OSLO (Reuters) -A 37-year-old Danish citizen is suspected of killing five people in a bow-and-arrow attack in the Norwegian town of Kongsberg in a rare incident of mass killing in Norway, police said on Thursday.
Two people, including an off-duty police officer, were wounded in the Wednesday evening attacks https://www.reuters.com/world/europe/man-kills-several-people-norway-bow-arrow-attacks-police-say-2021-10-13, which took place in different locations in the town, 68 km (42 miles) southwest of the capital, Oslo.
“The police are giving this information because of all the rumours on social media regarding people who are not linked to these very serious acts,” police said in a statement in which they gave the suspect’s nationality but did not identity.

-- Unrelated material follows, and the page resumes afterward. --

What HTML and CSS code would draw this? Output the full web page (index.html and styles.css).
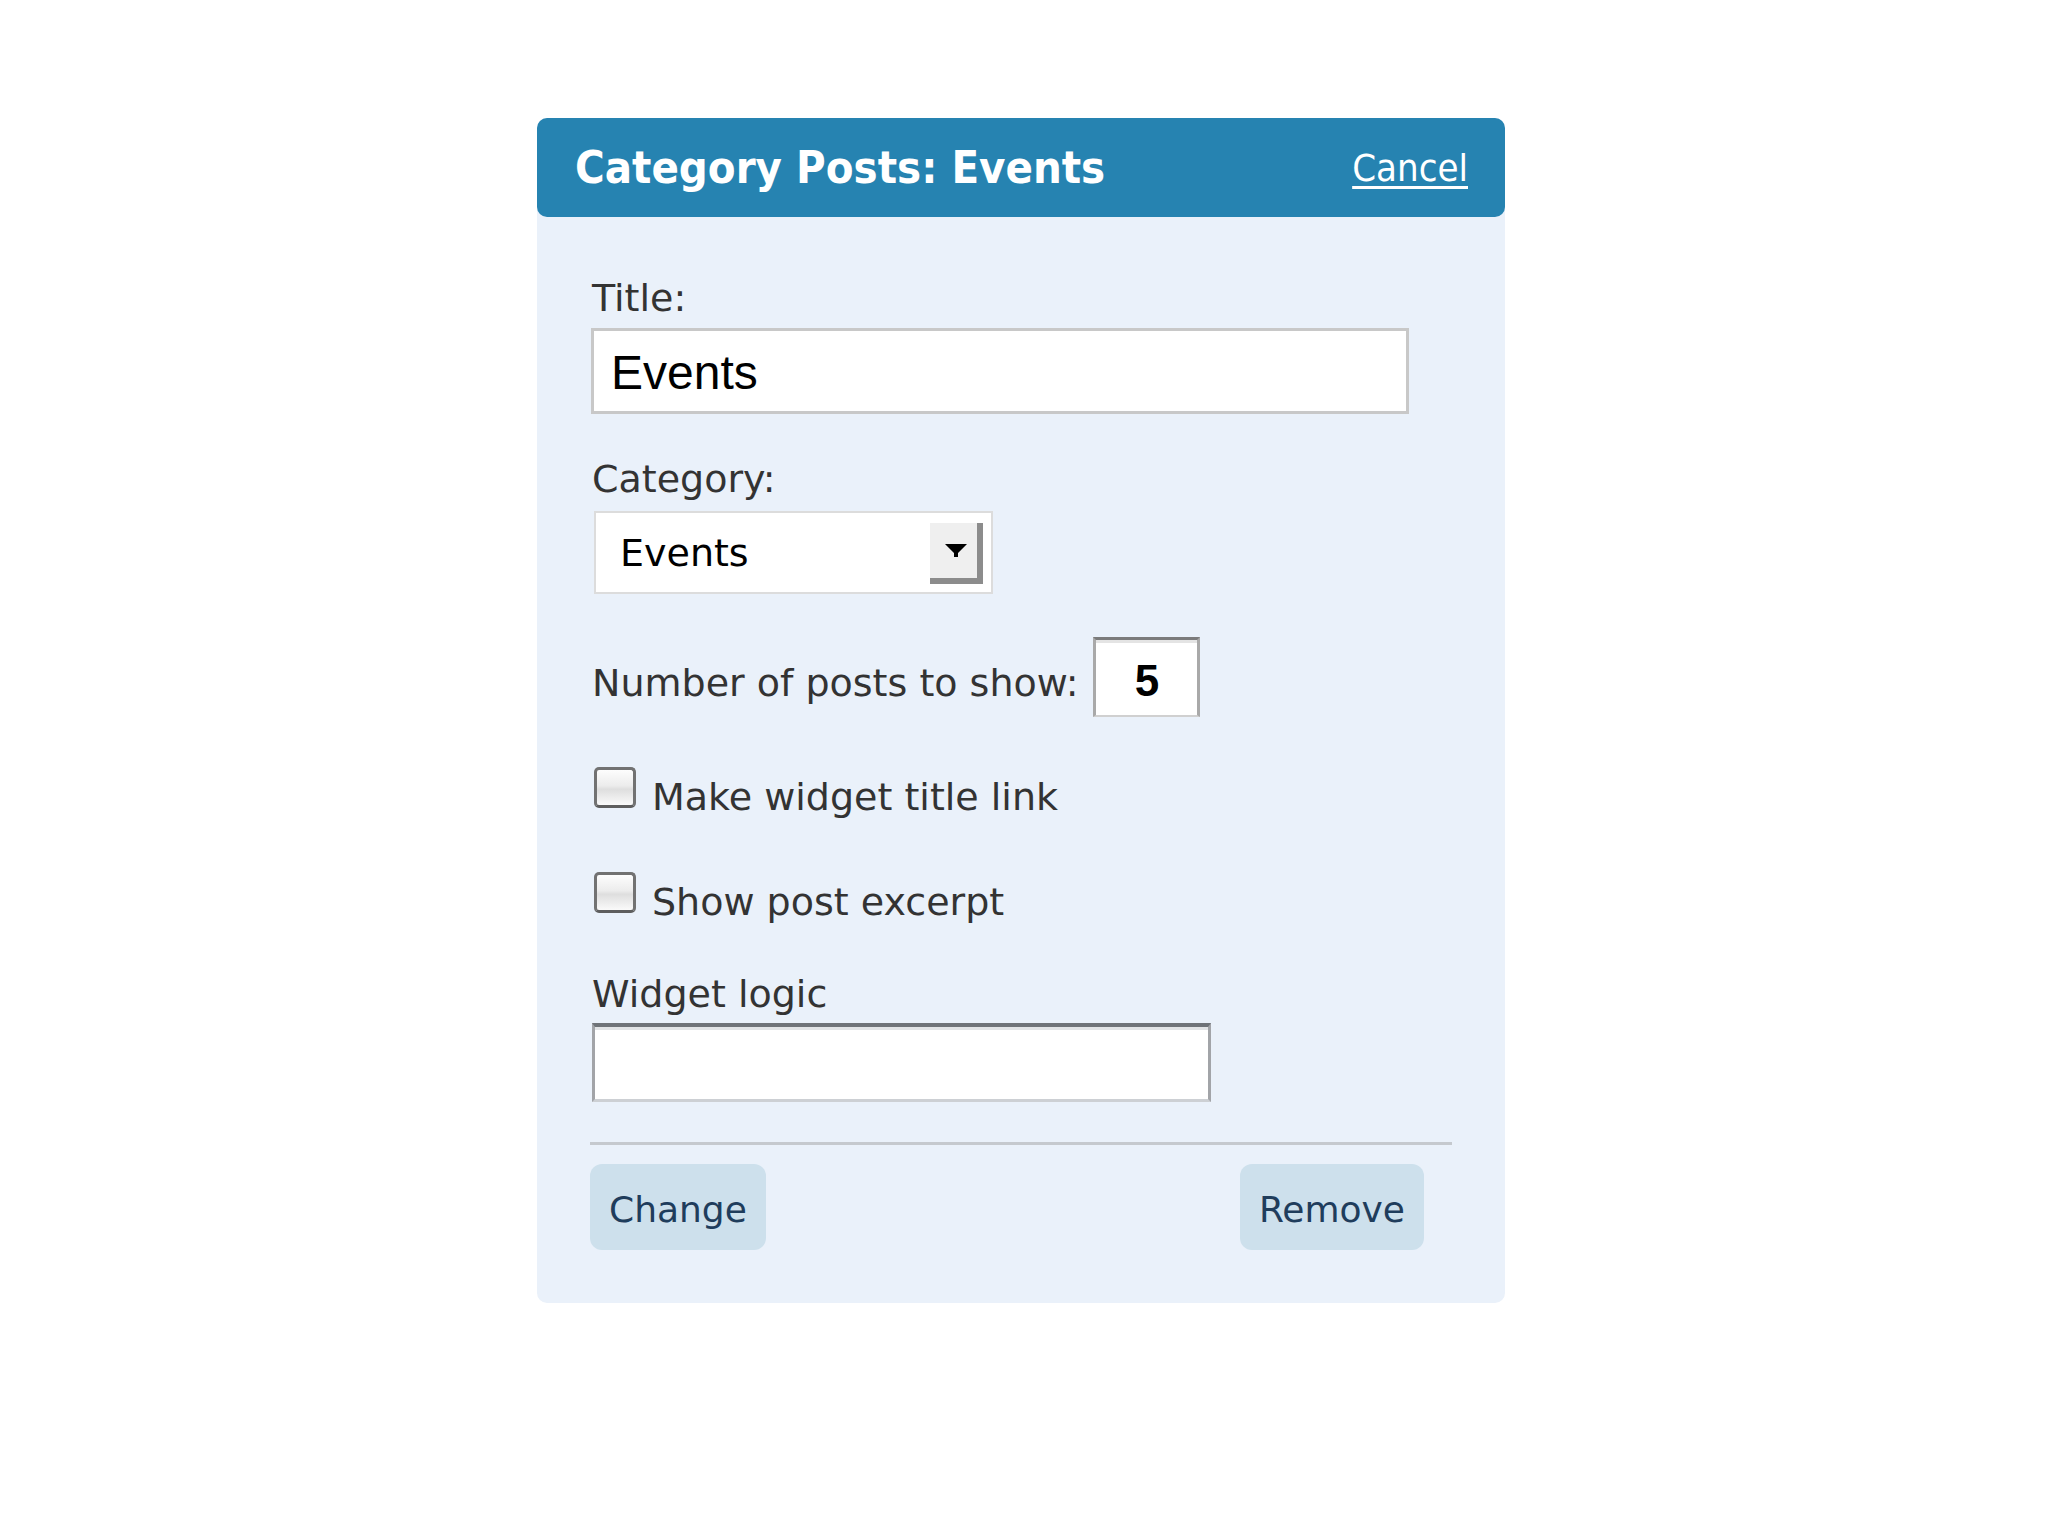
FILE: index.html
```html
<!DOCTYPE html>
<html lang="en">
<head>
<meta charset="utf-8">
<title>Category Posts: Events</title>
<link rel="stylesheet" href="styles.css">
</head>
<body>
<div class="widget">
  <div class="widget-top">
    <h3 class="widget-title">Category Posts: Events</h3>
    <a class="cancel" href="#">Cancel</a>
  </div>
  <div class="widget-inside">
    <label class="field-label lbl-title">Title:</label>
    <input class="title-input" type="text" value="Events">
    <label class="field-label lbl-cat">Category:</label>
    <div class="select">
      <span class="select-value">Events</span>
      <span class="select-btn"><svg width="22" height="13" viewBox="0 0 22 13"><path d="M0 0H22L13 9V13H9V9Z" fill="#000"/></svg></span>
    </div>
    <div class="num-row">
      <label class="field-label num-label">Number of posts to show:</label>
      <input class="num-input" type="text" value="5">
    </div>
    <label class="check-row row1"><input type="checkbox" class="check"><span class="check-text">Make widget title link</span></label>
    <label class="check-row row2"><input type="checkbox" class="check"><span class="check-text">Show post excerpt</span></label>
    <label class="field-label lbl-logic">Widget logic</label>
    <input class="logic-input" type="text" value="">
    <div class="divider"></div>
    <div class="actions">
      <button class="btn" type="button">Change</button>
      <button class="btn" type="button">Remove</button>
    </div>
  </div>
</div>
</body>
</html>
```

FILE: styles.css
```css
html, body {
  margin: 0;
  padding: 0;
  background: #ffffff;
}

body {
  font-family: "DejaVu Sans", "Liberation Sans", sans-serif;
  color: #333333;
}

.widget {
  width: 968px;
  margin: 118px 0 0 537px;
  background: #eaf1fa;
  border-radius: 10px;
}

.widget-top {
  box-sizing: border-box;
  height: 99px;
  padding: 0 37px 0 38px;
  display: flex;
  justify-content: space-between;
  align-items: center;
  background: #2683b1;
  border-radius: 10px;
}

.widget-title {
  margin: 0;
  font-family: "DejaVu Sans Condensed", "DejaVu Sans", sans-serif;
  font-stretch: condensed;
  font-weight: bold;
  font-size: 45px;
  color: #ffffff;
}

.cancel {
  font-family: "DejaVu Sans Condensed", "DejaVu Sans", sans-serif;
  font-stretch: condensed;
  font-size: 38px;
  color: #ffffff;
  text-decoration: underline;
  text-decoration-thickness: 3px;
  text-underline-offset: 5px;
}

.widget-inside {
  padding: 0 53px 53px 55px;
}

.field-label {
  display: block;
  font-size: 38px;
  line-height: 46px;
  color: #333333;
}

.lbl-title { margin-top: 58px; }

.title-input {
  display: block;
  box-sizing: border-box;
  margin: 7px 0 0 -1px;
  width: 818px;
  height: 86px;
  padding: 2px 0 0 17px;
  border: 3px solid #c8c8c8;
  background: #ffffff;
  font-family: "Liberation Sans", sans-serif;
  font-size: 48px;
  color: #000000;
  outline: none;
}

.lbl-cat { margin-top: 42px; }

.select {
  box-sizing: border-box;
  margin: 9px 0 0 2px;
  width: 399px;
  height: 83px;
  padding: 0 8px 0 24px;
  border: 2px solid #dcdcdc;
  background: #ffffff;
  display: flex;
  justify-content: space-between;
  align-items: center;
}

.select-value {
  font-size: 38px;
  color: #000000;
}

.select-btn {
  box-sizing: border-box;
  width: 53px;
  height: 61px;
  margin-top: 2px;
  background: #efefef;
  border-right: 6px solid #8c8c8c;
  border-bottom: 6px solid #8c8c8c;
  display: flex;
  justify-content: center;
  align-items: center;
  padding-left: 4px;
}

.num-row {
  margin-top: 43px;
  display: flex;
  align-items: center;
  gap: 14px;
}

.num-label {
  margin-top: 12px;
}

.num-input {
  box-sizing: border-box;
  width: 107px;
  height: 80px;
  padding: 6px 0 0 2px;
  border-top: 3px solid #7b7b7b;
  border-left: 3px solid #a9a9a9;
  border-right: 3px solid #a9a9a9;
  border-bottom: 2px solid #d0d0d0;
  box-shadow: inset 0 3px 0 #e4e4e4;
  background: #ffffff;
  text-align: center;
  font-family: "Liberation Sans", sans-serif;
  font-weight: bold;
  font-size: 44px;
  color: #000000;
  outline: none;
}

.check-row {
  display: flex;
  align-items: flex-start;
  gap: 16px;
}

.row1 { margin-top: 50px; }
.row2 { margin-top: 52px; }

.check {
  appearance: none;
  -webkit-appearance: none;
  box-sizing: border-box;
  margin: 0 0 0 2px;
  width: 42px;
  height: 41px;
  border: 3px solid #727272;
  border-bottom-color: #5e5e5e;
  border-radius: 5px;
  background: linear-gradient(#fdfdfd 0%, #ececec 45%, #dedede 55%, #fafafa 100%);
}

.check-text {
  margin-top: 7px;
  font-size: 38px;
  line-height: 46px;
  color: #333333;
}

.lbl-logic { margin-top: 46px; }

.logic-input {
  display: block;
  box-sizing: border-box;
  margin-top: 6px;
  width: 619px;
  height: 79px;
  padding: 0 12px;
  border-top: 4px solid #6f7378;
  border-left: 3px solid #a2a4a8;
  border-right: 3px solid #a2a4a8;
  border-bottom: 3px solid #cdd0d4;
  box-shadow: inset 0 3px 0 #e2e4e6;
  background: #ffffff;
  font-size: 38px;
  outline: none;
}

.divider {
  margin: 40px 0 0 -2px;
  height: 3px;
  background: #c5c9ce;
}

.actions {
  margin: 19px 0 0 -2px;
  padding-right: 28px;
  display: flex;
  justify-content: space-between;
}

.btn {
  height: 86px;
  padding: 4px 19px 0;
  border: 0;
  border-radius: 12px;
  background: #cde0ec;
  font-family: "DejaVu Sans", sans-serif;
  font-size: 36px;
  color: #1f3d5c;
}
```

The suspect, who was apprehended, was believed to have been acting alone, police said.
They said nothing about a possible motive.
The death toll was the worst of any attack in Norway since 2011, when far-right extremist Anders Behring Breivik killed 77 people, most of them teenagers at a youth camp.

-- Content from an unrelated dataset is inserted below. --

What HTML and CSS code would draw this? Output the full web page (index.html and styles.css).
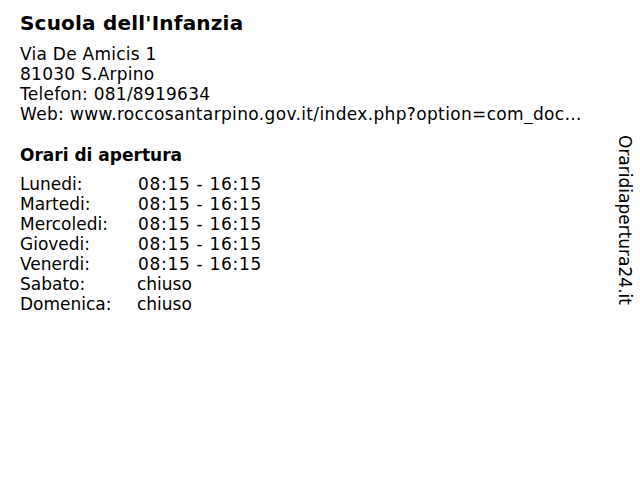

The attacks went on for more than half an hour over a “large area” of Kongsberg, including at a Coop Extra grocery store, the Aftenposten newspaper cited police as saying.
A woman living near the store said she had heard alarms as she was walking home.
“I saw a group of police officers, including one who held several arrows in his hand,” the woman, Marit Hoefle, told newspaper
Investigators are considering whether the attacks amounted to an act of terrorism, and said they would give a more detailed account of the incident later on Thursday.
Police were interrogating the suspect and he was cooperating, his defence lawyer said.
“He is cooperating and is giving detailed statements regarding this event,” lawyer Fredrik Neumann told public broadcaster NRK.
A bow and arrow had been used in at least several of the attacks, police said, adding they were investigating whether another weapon was used.
Images from one of the crime scenes showed an arrow that appeared to be stuck in the wall of a wood-panelled building.
About 28,000 people live in the Kongsberg municipality.
Following the attacks, the police directorate said it had ordered officers nationwide to carry firearms. Norwegian police are normally unarmed but officers have access to guns when needed.